Exercise requirements: Set down the whole listing verbatim.
━━━
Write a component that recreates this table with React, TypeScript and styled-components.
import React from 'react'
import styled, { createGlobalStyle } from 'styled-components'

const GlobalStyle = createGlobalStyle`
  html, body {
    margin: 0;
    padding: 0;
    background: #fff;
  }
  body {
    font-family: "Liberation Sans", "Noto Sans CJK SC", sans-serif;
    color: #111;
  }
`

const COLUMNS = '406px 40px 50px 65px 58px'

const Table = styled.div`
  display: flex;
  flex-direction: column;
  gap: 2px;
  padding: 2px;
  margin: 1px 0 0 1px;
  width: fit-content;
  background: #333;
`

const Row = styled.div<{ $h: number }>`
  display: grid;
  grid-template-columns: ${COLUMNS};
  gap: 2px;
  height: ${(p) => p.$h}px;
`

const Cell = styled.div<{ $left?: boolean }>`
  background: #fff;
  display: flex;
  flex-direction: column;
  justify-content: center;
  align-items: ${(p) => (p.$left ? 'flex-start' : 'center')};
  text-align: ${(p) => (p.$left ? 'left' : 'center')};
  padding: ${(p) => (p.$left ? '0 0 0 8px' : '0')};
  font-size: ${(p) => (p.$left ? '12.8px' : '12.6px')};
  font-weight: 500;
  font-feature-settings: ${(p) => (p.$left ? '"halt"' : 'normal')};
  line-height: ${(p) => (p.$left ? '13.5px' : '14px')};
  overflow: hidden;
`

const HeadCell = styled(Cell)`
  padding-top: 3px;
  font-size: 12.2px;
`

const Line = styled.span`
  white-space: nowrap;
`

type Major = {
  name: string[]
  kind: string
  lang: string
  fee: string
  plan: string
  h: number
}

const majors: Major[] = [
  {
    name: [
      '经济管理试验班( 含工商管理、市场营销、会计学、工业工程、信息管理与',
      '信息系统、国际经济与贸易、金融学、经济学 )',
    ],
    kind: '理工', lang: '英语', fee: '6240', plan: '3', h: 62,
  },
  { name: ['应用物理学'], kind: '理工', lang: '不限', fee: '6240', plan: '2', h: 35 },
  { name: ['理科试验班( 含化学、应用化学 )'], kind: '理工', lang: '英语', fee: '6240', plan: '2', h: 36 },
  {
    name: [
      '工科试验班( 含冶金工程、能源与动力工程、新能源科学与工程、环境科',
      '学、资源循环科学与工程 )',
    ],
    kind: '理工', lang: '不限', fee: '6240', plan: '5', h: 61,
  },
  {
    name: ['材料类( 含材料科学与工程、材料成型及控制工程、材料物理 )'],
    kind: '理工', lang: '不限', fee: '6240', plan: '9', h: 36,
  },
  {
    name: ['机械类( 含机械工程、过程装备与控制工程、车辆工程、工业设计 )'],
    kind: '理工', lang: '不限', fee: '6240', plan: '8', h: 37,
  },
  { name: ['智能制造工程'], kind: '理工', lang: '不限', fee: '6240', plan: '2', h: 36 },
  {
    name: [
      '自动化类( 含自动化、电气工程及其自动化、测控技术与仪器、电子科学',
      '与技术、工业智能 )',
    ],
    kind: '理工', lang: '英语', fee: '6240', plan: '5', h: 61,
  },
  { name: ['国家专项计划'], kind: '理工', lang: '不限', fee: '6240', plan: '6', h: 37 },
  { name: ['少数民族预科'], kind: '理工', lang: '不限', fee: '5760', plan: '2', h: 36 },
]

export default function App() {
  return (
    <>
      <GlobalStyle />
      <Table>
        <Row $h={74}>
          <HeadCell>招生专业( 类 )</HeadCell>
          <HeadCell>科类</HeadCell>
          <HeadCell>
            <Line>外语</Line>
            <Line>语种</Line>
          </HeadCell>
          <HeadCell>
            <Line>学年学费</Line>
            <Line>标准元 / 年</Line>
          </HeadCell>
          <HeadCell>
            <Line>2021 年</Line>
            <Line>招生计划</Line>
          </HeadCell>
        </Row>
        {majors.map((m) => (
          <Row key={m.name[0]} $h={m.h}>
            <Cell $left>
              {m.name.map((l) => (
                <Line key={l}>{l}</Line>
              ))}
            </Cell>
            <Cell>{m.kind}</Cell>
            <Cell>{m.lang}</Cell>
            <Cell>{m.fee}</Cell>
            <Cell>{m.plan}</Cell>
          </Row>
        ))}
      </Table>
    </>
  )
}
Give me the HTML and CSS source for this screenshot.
━━━
The result:
Write a component that recreates this table with React, TypeScript and styled-components.
import React from 'react'
import styled, { createGlobalStyle } from 'styled-components'

const GlobalStyle = createGlobalStyle`
  html, body {
    margin: 0;
    padding: 0;
    background: #fff;
  }
  body {
    font-family: "Liberation Sans", "Noto Sans CJK SC", sans-serif;
    color: #111;
  }
`

const COLUMNS = '406px 40px 50px 65px 58px'

const Table = styled.div`
  display: flex;
  flex-direction: column;
  gap: 2px;
  padding: 2px;
  margin: 1px 0 0 1px;
  width: fit-content;
  background: #333;
`

const Row = styled.div<{ $h: number }>`
  display: grid;
  grid-template-columns: ${COLUMNS};
  gap: 2px;
  height: ${(p) => p.$h}px;
`

const Cell = styled.div<{ $left?: boolean }>`
  background: #fff;
  display: flex;
  flex-direction: column;
  justify-content: center;
  align-items: ${(p) => (p.$left ? 'flex-start' : 'center')};
  text-align: ${(p) => (p.$left ? 'left' : 'center')};
  padding: ${(p) => (p.$left ? '0 0 0 8px' : '0')};
  font-size: ${(p) => (p.$left ? '12.8px' : '12.6px')};
  font-weight: 500;
  font-feature-settings: ${(p) => (p.$left ? '"halt"' : 'normal')};
  line-height: ${(p) => (p.$left ? '13.5px' : '14px')};
  overflow: hidden;
`

const HeadCell = styled(Cell)`
  padding-top: 3px;
  font-size: 12.2px;
`

const Line = styled.span`
  white-space: nowrap;
`

type Major = {
  name: string[]
  kind: string
  lang: string
  fee: string
  plan: string
  h: number
}

const majors: Major[] = [
  {
    name: [
      '经济管理试验班( 含工商管理、市场营销、会计学、工业工程、信息管理与',
      '信息系统、国际经济与贸易、金融学、经济学 )',
    ],
    kind: '理工', lang: '英语', fee: '6240', plan: '3', h: 62,
  },
  { name: ['应用物理学'], kind: '理工', lang: '不限', fee: '6240', plan: '2', h: 35 },
  { name: ['理科试验班( 含化学、应用化学 )'], kind: '理工', lang: '英语', fee: '6240', plan: '2', h: 36 },
  {
    name: [
      '工科试验班( 含冶金工程、能源与动力工程、新能源科学与工程、环境科',
      '学、资源循环科学与工程 )',
    ],
    kind: '理工', lang: '不限', fee: '6240', plan: '5', h: 61,
  },
  {
    name: ['材料类( 含材料科学与工程、材料成型及控制工程、材料物理 )'],
    kind: '理工', lang: '不限', fee: '6240', plan: '9', h: 36,
  },
  {
    name: ['机械类( 含机械工程、过程装备与控制工程、车辆工程、工业设计 )'],
    kind: '理工', lang: '不限', fee: '6240', plan: '8', h: 37,
  },
  { name: ['智能制造工程'], kind: '理工', lang: '不限', fee: '6240', plan: '2', h: 36 },
  {
    name: [
      '自动化类( 含自动化、电气工程及其自动化、测控技术与仪器、电子科学',
      '与技术、工业智能 )',
    ],
    kind: '理工', lang: '英语', fee: '6240', plan: '5', h: 61,
  },
  { name: ['国家专项计划'], kind: '理工', lang: '不限', fee: '6240', plan: '6', h: 37 },
  { name: ['少数民族预科'], kind: '理工', lang: '不限', fee: '5760', plan: '2', h: 36 },
]

export default function App() {
  return (
    <>
      <GlobalStyle />
      <Table>
        <Row $h={74}>
          <HeadCell>招生专业( 类 )</HeadCell>
          <HeadCell>科类</HeadCell>
          <HeadCell>
            <Line>外语</Line>
            <Line>语种</Line>
          </HeadCell>
          <HeadCell>
            <Line>学年学费</Line>
            <Line>标准元 / 年</Line>
          </HeadCell>
          <HeadCell>
            <Line>2021 年</Line>
            <Line>招生计划</Line>
          </HeadCell>
        </Row>
        {majors.map((m) => (
          <Row key={m.name[0]} $h={m.h}>
            <Cell $left>
              {m.name.map((l) => (
                <Line key={l}>{l}</Line>
              ))}
            </Cell>
            <Cell>{m.kind}</Cell>
            <Cell>{m.lang}</Cell>
            <Cell>{m.fee}</Cell>
            <Cell>{m.plan}</Cell>
          </Row>
        ))}
      </Table>
    </>
  )
}
Give me the HTML and CSS source for this screenshot.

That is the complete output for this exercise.